Rows from a dataset of pages and code:
--

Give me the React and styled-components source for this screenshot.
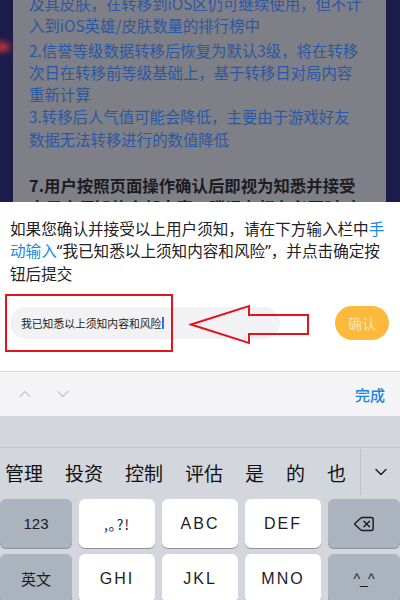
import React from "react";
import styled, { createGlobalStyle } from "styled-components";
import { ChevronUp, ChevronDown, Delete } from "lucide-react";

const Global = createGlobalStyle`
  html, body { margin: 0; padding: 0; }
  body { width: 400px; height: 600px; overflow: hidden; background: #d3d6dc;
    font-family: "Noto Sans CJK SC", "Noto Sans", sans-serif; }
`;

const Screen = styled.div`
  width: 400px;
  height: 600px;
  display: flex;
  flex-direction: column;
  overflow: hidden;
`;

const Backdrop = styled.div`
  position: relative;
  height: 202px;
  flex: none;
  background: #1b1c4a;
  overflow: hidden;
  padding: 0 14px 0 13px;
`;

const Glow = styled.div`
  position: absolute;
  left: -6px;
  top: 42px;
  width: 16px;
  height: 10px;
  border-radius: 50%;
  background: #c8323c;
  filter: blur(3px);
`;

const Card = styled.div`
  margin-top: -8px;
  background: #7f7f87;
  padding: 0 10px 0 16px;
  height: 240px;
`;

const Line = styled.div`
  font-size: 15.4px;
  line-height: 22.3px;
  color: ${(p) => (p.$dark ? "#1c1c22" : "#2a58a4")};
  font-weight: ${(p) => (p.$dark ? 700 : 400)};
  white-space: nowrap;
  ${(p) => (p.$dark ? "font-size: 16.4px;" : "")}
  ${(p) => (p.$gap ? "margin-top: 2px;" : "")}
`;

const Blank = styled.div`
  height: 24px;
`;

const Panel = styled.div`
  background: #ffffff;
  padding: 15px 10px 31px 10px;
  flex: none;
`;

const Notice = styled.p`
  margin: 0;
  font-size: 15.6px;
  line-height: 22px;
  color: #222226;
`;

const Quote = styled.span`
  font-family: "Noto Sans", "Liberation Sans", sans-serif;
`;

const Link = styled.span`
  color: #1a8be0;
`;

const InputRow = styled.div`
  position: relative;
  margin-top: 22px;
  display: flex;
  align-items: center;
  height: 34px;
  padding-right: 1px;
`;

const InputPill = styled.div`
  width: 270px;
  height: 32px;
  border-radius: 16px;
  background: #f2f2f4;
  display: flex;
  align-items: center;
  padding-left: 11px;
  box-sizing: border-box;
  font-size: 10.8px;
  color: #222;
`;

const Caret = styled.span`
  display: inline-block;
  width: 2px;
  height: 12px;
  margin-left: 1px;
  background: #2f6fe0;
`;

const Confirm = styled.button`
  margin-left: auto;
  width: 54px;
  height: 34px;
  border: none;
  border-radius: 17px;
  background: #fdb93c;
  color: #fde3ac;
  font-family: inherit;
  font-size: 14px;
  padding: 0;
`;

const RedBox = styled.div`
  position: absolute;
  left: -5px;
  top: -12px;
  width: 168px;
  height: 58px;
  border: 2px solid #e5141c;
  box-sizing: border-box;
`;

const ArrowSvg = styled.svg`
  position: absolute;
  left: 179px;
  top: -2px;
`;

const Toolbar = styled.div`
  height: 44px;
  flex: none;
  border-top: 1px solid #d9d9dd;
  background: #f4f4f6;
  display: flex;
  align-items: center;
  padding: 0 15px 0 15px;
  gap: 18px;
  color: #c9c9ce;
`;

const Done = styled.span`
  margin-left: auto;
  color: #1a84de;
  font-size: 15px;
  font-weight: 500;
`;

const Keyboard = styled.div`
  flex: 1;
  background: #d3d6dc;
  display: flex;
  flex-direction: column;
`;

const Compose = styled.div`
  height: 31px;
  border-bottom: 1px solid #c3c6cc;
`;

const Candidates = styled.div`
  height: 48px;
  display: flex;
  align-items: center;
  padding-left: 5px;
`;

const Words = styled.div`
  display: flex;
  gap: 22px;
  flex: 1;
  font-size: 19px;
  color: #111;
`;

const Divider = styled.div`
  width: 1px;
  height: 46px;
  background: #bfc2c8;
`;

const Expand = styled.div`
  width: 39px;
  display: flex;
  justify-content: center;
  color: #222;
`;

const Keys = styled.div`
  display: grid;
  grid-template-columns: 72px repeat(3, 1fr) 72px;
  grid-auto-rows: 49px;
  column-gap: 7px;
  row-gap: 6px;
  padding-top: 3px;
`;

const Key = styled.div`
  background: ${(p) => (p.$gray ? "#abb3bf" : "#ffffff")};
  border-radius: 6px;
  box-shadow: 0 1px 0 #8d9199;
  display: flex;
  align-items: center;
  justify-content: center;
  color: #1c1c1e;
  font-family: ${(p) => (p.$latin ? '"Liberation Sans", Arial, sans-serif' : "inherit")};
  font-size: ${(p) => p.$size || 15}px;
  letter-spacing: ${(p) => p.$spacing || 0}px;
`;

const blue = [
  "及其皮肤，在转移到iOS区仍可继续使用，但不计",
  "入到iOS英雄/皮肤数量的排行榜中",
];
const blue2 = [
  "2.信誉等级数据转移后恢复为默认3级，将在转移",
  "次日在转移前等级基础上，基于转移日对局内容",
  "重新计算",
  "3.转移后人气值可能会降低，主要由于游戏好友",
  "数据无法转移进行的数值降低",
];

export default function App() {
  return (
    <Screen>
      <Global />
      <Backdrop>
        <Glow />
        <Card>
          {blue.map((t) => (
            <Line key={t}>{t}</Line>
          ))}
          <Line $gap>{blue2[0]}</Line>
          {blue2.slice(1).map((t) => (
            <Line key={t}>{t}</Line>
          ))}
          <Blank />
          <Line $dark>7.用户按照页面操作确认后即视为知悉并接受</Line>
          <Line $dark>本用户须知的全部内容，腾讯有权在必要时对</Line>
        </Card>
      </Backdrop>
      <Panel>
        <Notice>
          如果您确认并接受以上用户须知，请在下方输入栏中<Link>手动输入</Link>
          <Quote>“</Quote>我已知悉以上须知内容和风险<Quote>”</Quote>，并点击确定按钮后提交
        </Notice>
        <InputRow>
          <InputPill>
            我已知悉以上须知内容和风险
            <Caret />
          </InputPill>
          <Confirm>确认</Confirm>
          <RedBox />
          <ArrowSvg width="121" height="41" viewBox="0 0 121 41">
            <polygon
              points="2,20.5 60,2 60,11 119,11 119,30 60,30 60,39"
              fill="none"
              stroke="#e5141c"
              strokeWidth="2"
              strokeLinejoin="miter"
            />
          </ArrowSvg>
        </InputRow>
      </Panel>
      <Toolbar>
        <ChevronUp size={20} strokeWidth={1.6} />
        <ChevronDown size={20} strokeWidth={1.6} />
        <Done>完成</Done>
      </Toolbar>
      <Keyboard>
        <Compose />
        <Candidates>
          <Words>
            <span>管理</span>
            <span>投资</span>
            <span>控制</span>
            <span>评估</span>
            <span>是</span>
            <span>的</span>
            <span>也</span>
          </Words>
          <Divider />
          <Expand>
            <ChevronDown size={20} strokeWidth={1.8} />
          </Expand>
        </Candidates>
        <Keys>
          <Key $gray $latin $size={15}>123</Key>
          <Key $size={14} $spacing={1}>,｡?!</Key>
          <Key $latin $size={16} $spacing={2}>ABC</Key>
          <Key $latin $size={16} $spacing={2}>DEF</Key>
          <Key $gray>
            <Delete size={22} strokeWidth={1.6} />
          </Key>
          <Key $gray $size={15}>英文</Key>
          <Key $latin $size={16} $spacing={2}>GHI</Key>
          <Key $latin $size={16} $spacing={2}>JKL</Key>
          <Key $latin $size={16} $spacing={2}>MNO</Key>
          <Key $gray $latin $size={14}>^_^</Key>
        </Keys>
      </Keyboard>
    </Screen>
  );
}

--

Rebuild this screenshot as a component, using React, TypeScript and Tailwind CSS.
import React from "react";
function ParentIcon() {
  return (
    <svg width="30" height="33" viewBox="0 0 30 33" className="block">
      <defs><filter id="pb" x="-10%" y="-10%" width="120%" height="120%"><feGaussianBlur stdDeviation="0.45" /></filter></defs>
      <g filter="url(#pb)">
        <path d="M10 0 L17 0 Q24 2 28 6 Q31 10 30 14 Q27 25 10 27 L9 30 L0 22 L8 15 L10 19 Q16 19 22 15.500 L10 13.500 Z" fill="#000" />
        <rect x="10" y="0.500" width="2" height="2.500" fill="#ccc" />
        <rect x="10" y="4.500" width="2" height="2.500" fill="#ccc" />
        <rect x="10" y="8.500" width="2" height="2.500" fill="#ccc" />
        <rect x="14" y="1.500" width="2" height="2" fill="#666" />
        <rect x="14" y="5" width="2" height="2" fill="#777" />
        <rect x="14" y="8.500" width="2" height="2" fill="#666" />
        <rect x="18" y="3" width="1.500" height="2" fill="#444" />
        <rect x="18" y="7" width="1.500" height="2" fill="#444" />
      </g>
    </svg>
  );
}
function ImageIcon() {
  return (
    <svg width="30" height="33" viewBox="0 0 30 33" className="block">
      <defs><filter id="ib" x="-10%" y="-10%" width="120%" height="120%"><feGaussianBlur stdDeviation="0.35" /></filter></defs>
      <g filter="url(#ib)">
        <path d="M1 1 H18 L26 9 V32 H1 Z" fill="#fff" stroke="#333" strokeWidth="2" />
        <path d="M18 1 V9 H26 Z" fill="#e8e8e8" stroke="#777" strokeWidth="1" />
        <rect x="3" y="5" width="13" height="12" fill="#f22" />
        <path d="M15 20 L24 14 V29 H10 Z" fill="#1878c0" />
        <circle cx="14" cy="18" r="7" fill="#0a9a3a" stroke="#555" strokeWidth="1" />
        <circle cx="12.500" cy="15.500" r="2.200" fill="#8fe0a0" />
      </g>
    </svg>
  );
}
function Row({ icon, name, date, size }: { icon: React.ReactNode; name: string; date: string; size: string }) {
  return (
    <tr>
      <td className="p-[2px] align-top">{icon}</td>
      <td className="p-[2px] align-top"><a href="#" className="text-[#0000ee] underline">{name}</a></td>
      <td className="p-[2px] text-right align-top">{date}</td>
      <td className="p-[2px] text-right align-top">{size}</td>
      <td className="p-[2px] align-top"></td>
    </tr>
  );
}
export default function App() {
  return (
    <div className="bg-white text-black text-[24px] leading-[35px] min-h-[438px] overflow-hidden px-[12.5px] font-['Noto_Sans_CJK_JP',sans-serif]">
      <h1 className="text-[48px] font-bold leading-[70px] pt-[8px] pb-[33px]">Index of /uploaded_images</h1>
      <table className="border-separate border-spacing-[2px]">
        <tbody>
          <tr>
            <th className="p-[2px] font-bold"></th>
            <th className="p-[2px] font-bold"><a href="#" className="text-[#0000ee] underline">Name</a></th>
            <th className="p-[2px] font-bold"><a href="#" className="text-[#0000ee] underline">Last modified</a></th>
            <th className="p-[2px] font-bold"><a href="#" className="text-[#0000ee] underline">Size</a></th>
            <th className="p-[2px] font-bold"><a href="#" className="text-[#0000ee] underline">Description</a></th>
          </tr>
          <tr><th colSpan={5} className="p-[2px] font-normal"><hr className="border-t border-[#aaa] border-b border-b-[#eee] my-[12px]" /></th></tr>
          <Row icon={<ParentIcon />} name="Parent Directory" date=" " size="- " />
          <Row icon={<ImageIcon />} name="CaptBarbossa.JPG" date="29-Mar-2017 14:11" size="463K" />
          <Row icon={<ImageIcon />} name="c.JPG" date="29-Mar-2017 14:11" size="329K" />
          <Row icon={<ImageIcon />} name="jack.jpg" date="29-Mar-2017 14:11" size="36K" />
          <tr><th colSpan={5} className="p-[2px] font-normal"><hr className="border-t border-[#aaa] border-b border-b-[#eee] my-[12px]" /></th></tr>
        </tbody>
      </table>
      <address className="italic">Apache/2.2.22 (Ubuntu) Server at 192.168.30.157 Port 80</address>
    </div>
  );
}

--

Task statement: Lines from the one with "Give me the" through the one with "ChevronUp, ChevronDown, Delete" are the only ones to quote. Quote them exactly and leave out pictures.

Exercise answer:
Give me the React and styled-components source for this screenshot.
import React from "react";
import styled, { createGlobalStyle } from "styled-components";
import { ChevronUp, ChevronDown, Delete } from "lucide-react";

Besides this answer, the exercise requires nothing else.